● **WHAT IS BEING ASKED**
Extract each line bearing the word "that".

** Begin GIVEN INFORMATION **

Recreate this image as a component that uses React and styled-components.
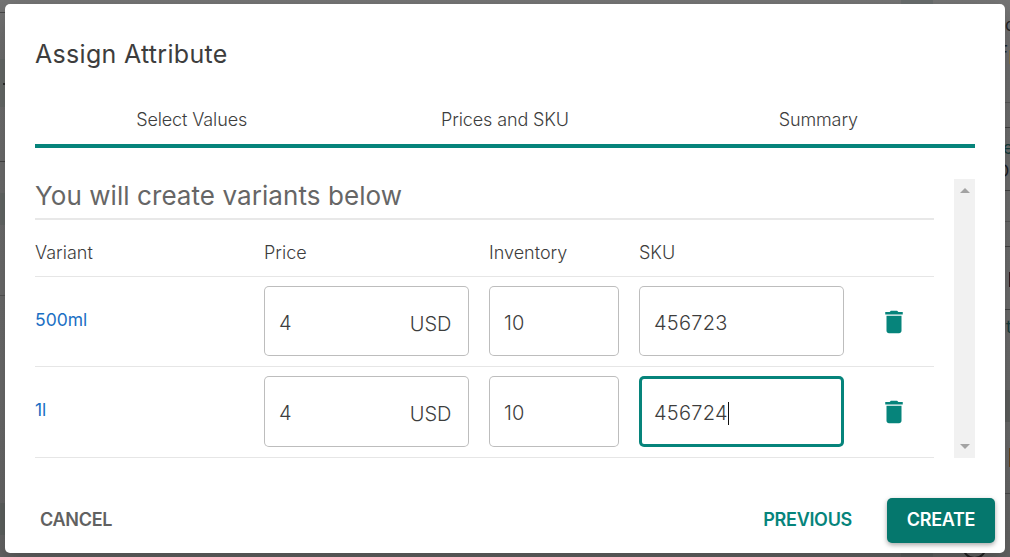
import React from "react";
import styled, { createGlobalStyle, css } from "styled-components";

const teal = "#06847b";

const GlobalStyle = createGlobalStyle`
  * { box-sizing: border-box; }
  body { margin: 0; background: #666; font-family: Inter, "Liberation Sans", sans-serif; color: #3d3d3d; overflow: hidden; }
`;

const Backdrop = styled.div`
  position: relative;
  width: 1010px;
  height: 557px;
  padding: 4px 5px;
  overflow: hidden;
  background: linear-gradient(180deg, #747474 0, #6e6e6e 60px, #6b6b6b 400px, #646464 100%);
`;
const PageBlock = styled.div`
  position: absolute;
  left: ${(p) => p.$x}px;
  top: ${(p) => p.$y}px;
  width: ${(p) => p.$w}px;
  height: ${(p) => p.$h}px;
  background: ${(p) => p.$color};
`;
const PageText = styled.span`
  position: absolute;
  left: ${(p) => p.$x}px;
  top: ${(p) => p.$y}px;
  font-size: 17px;
  line-height: 20px;
  color: ${(p) => p.$color};
`;
const PageRing = styled.div`
  position: absolute;
  left: 962px;
  top: 534px;
  width: 25px;
  height: 25px;
  border: 2px solid #222;
  border-radius: 50%;
`;
const Dialog = styled.section`
  position: relative;
  width: 1000px;
  height: 549px;
  border-radius: 5px;
  background: #fff;
  box-shadow: 0 11px 15px rgba(0, 0, 0, 0.12), 0 9px 36px rgba(0, 0, 0, 0.1);
  display: flex;
  flex-direction: column;
`;
const Title = styled.h1`
  margin: 0;
  padding: 32px 30px 0;
  height: 88px;
  font-size: 25px;
  line-height: 36px;
  font-weight: 400;
  letter-spacing: 0.3px;
`;
const Steps = styled.nav`
  display: grid;
  grid-template-columns: repeat(3, 1fr);
  margin: 0 30px;
  height: 56px;
  border-bottom: 4px solid ${teal};
`;
const Step = styled.span`
  text-align: center;
  font-size: 18px;
  line-height: 56px;
  height: 52px;
  font-weight: 300;
  letter-spacing: -0.12px;
`;
const ScrollArea = styled.div`
  display: flex;
  justify-content: space-between;
  margin: 31px 30px 0;
  height: 279px;
`;
const Content = styled.div`
  width: 899px;
`;
const Heading = styled.h2`
  margin: 0;
  height: 41px;
  border-bottom: 2px solid #e8e8e8;
  font-size: 26px;
  line-height: 34px;
  font-weight: 400;
  letter-spacing: 0.07px;
  color: #666;
`;
const Row = styled.div`
  display: grid;
  grid-template-columns: 229px 225px 150px 205px 1fr;
  height: ${(p) => p.$height}px;
  border-bottom: 1px solid #e6e6e6;
  font-size: 18px;
  font-weight: 300;
`;
const Cell = styled.div`
  padding-top: ${(p) => p.$top}px;
  line-height: 24px;
`;
const VariantLink = styled.span`
  font-weight: 400;
  color: #1a6fc4;
  font-size: 17.5px;
`;
const Field = styled.div`
  display: flex;
  justify-content: space-between;
  width: ${(p) => p.$width}px;
  height: ${(p) => p.$height}px;
  margin-top: 9px;
  padding: 2px 17.5px 0 15px;
  border-radius: 5px;
  box-shadow: inset 0 0 0 1px #bdbdbd;
  font-size: 20px;
  line-height: 70px;
  ${(p) => p.$focused && css`box-shadow: inset 0 0 0 3px ${teal};`}
`;
const Value = styled.span`
  display: flex;
  align-items: center;
  height: 70px;
  letter-spacing: 0.25px;
`;
const Caret = styled.i`
  width: 1px;
  height: 23px;
  background: #111;
`;
const Suffix = styled.span`
  padding-top: 1px;
`;
const DeleteButton = styled.span`
  display: block;
  padding: 30px 0 0 35px;
  height: 89px;
  svg { display: block; fill: ${teal}; }
`;
const ScrollTrack = styled.div`
  display: flex;
  flex-direction: column;
  align-items: center;
  justify-content: space-between;
  width: 21px;
  height: 279px;
  padding: 9px 0 9px;
  background: #f1f1f1;
`;
const Arrow = styled.i`
  width: 0;
  height: 0;
  border: solid transparent;
  border-width: 0 5px;
  ${(p) => (p.$down ? "border-top: 5px solid #a3a3a3;" : "border-bottom: 5px solid #a3a3a3;")}
`;
const Actions = styled.footer`
  display: flex;
  align-items: center;
  margin-top: 40px;
  padding: 0 10px 0 35px;
  height: 45px;
  font-size: 18px;
  font-weight: 600;
  letter-spacing: -0.3px;
`;
const TextButton = styled.span`
  color: ${(p) => p.$color};
  padding-bottom: 2px;
  margin-left: ${(p) => (p.$end ? "auto" : "0")};
  margin-right: ${(p) => (p.$end ? "35px" : "0")};
`;
const PrimaryButton = styled.span`
  width: 108px;
  height: 45px;
  border-radius: 5px;
  background: #05776d;
  color: #fff;
  line-height: 44px;
  text-align: center;
  box-shadow: 0 2px 5px rgba(0, 0, 0, 0.35);
`;

const variants = [
  { name: "500ml", sku: "456723", height: 90 },
  { name: "1l", sku: "456724", height: 91, focused: true },
];

// Parts of the dimmed page that show around the dialog: [x, y, width, height, colour]
const pageBlocks = [
  [0, 12, 5, 1, "#484848"],
  [0, 59, 5, 48, "#666a68"],
  [3, 83, 2, 2, "#2c2c2c"],
  [0, 161, 5, 1, "#454545"],
  [0, 193, 5, 32, "#646866"],
  [0, 295, 5, 1, "#555"],
  [0, 503, 5, 32, "#5d615f"],
  [901, 0, 32, 4, "#686c6c"],
  [901, 553, 32, 4, "#5c5e5e"],
  [1009, 50, 1, 14, "#84714b"],
  [1005, 102, 5, 1, "#585858"],
  [1005, 127, 5, 1, "#424242"],
  [1005, 190, 5, 1, "#424242"],
  [1005, 221, 5, 1, "#585858"],
  [1005, 246, 5, 1, "#424242"],
  [1009, 272, 1, 15, "#32181c"],
  [1005, 309, 5, 1, "#424242"],
  [1005, 390, 5, 32, "#5d5f5e"],
  [1009, 448, 1, 19, "#67431d"],
  [1005, 493, 5, 1, "#4a4a4a"],
];

function TrashIcon() {
  return (
    <svg width="30" height="30" viewBox="0 0 24 24">
      <path d="M6 19c0 1.1.9 2 2 2h8c1.1 0 2-.9 2-2V7H6v12zM19 4h-3.500l-1-1h-5l-1 1H5v2h14V4z" />
    </svg>
  );
}

export default function App() {
  return (
    <Backdrop>
      <GlobalStyle />
      {pageBlocks.map(([x, y, w, h, color]) => (
        <PageBlock key={`${x}-${y}`} $x={x} $y={y} $w={w} $h={h} $color={color} />
      ))}
      <PageText $x={1005} $y={15} $color="#262626">c</PageText>
      <PageText $x={998} $y={42} $color="#1c2429">F</PageText>
      <PageText $x={1003} $y={138} $color="#153c3b">e</PageText>
      <PageText $x={997} $y={161} $color="#1d1d24">D</PageText>
      <PageText $x={1006} $y={317} $color="#153c3b">t</PageText>
      <PageRing />
      <Dialog>
        <Title>Assign Attribute</Title>
        <Steps>
          <Step>Select Values</Step>
          <Step>Prices and SKU</Step>
          <Step>Summary</Step>
        </Steps>
        <ScrollArea>
          <Content>
            <Heading>You will create variants below</Heading>
            <Row $height={57}>
              <Cell $top={21}>Variant</Cell>
              <Cell $top={21}>Price</Cell>
              <Cell $top={21}>Inventory</Cell>
              <Cell $top={21}>SKU</Cell>
            </Row>
            {variants.map((v) => (
              <Row key={v.name} $height={v.height}>
                <Cell $top={31}><VariantLink>{v.name}</VariantLink></Cell>
                <Field $width={205} $height={v.height - 20}><Value>4</Value><Suffix>USD</Suffix></Field>
                <Field $width={130} $height={v.height - 20}><Value>10</Value></Field>
                <Field $width={205} $height={v.height - 20} $focused={v.focused}>
                  <Value>{v.sku}{v.focused && <Caret />}</Value>
                </Field>
                <DeleteButton><TrashIcon /></DeleteButton>
              </Row>
            ))}
          </Content>
          <ScrollTrack><Arrow /><Arrow $down /></ScrollTrack>
        </ScrollArea>
        <Actions>
          <TextButton $color="#616161">CANCEL</TextButton>
          <TextButton $color={teal} $end>PREVIOUS</TextButton>
          <PrimaryButton>CREATE</PrimaryButton>
        </Actions>
      </Dialog>
    </Backdrop>
  );
}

** End GIVEN INFORMATION **

● **RESPONSE TO THE EXERCISE**
Recreate this image as a component that uses React and styled-components.
// Parts of the dimmed page that show around the dialog: [x, y, width, height, colour]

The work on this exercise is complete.